My plan had worked (or so I thought, anyway). I recorded the song, and now I could listen to it whenever I wanted, at the forceful touch of a single button. Ahhhhh. Technology! I proudly told my parents and my sister about this song that I love and how cool it is that the drum solo goes in the left ear, then in the right ear, and back and forth and louder and softer, and how head-swimmingly awesome it was. And how I had so cleverly and masterfully taped that very song from the radio. I urged them to gather 'round to listen to the brilliant song that I was about to play for them.
As you've guessed by now, I didn't have a firm grasp on how recording in stereo works. My "copy" of "She Blinded Me With Science" was not only muddy (at best), but lacked the stereophonic goodness. It was indeed a monophonic mess. I was monumentally upset, to say the least. However, I was convinced that there was something wrong with the radio station. My plan was perfect, so it couldn't have been my technologically retarded attempt at recording. It had to be the radio station. Maybe they forgot to broadcast in stereo. Yeah. That had to be it.

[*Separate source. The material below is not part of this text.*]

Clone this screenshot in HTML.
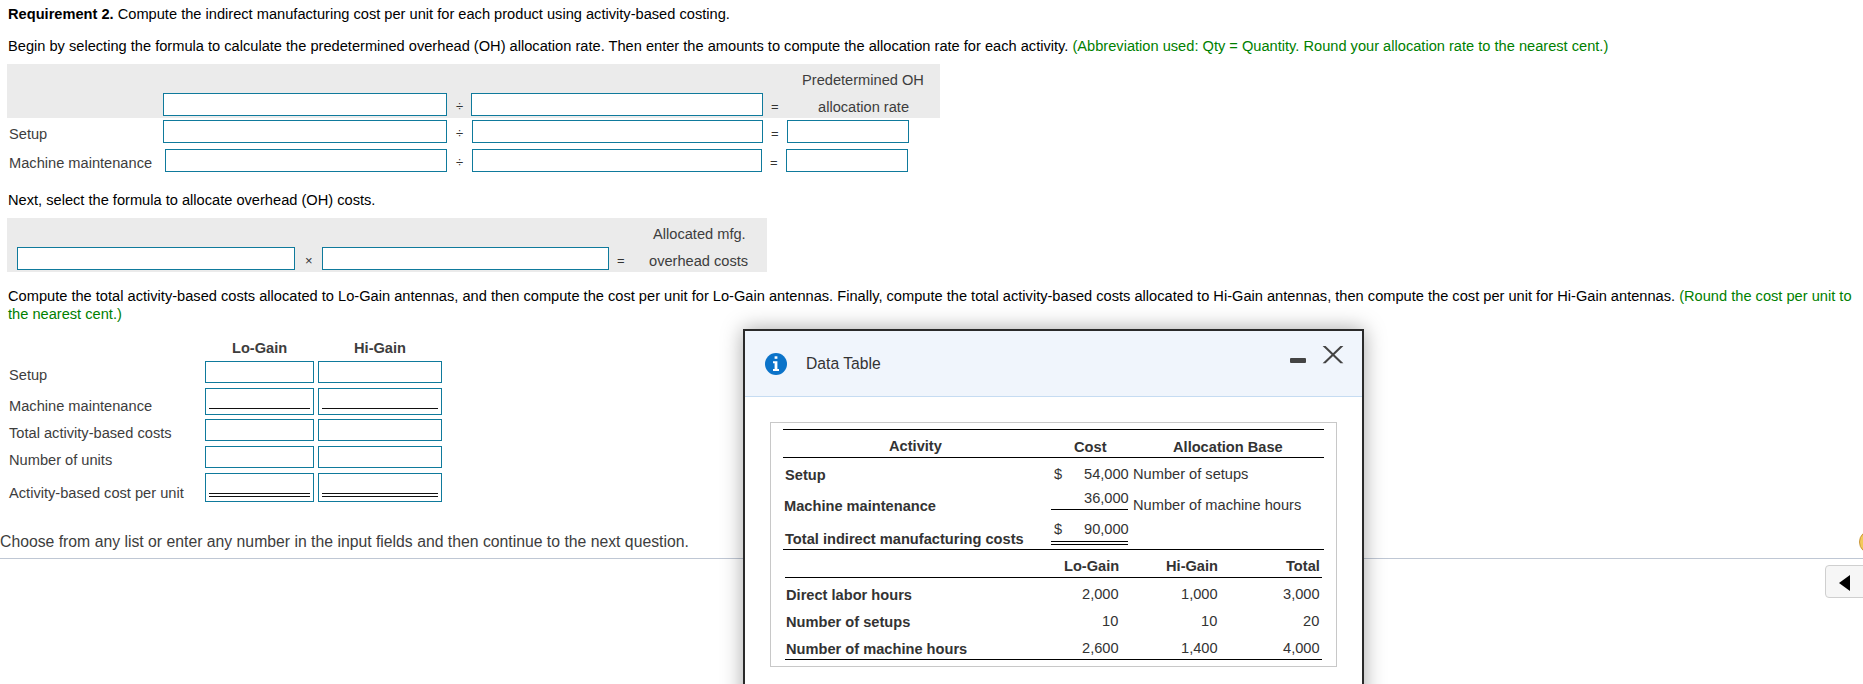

I used a brand new cassette and tried it again the next night. Naturally it yielded the same results.
I never did purchase a copy of "The Golden Age of Wireless", and I quickly forgot about that song thanks to Taco's "Puttin' on the Ritz". In fact, I haven't given much thought to the matter until I decided to undertake this project.
Note: I can't be sure that "Puttin' on the Ritz" came after "She Blinded Me With Science", but that's my recollection.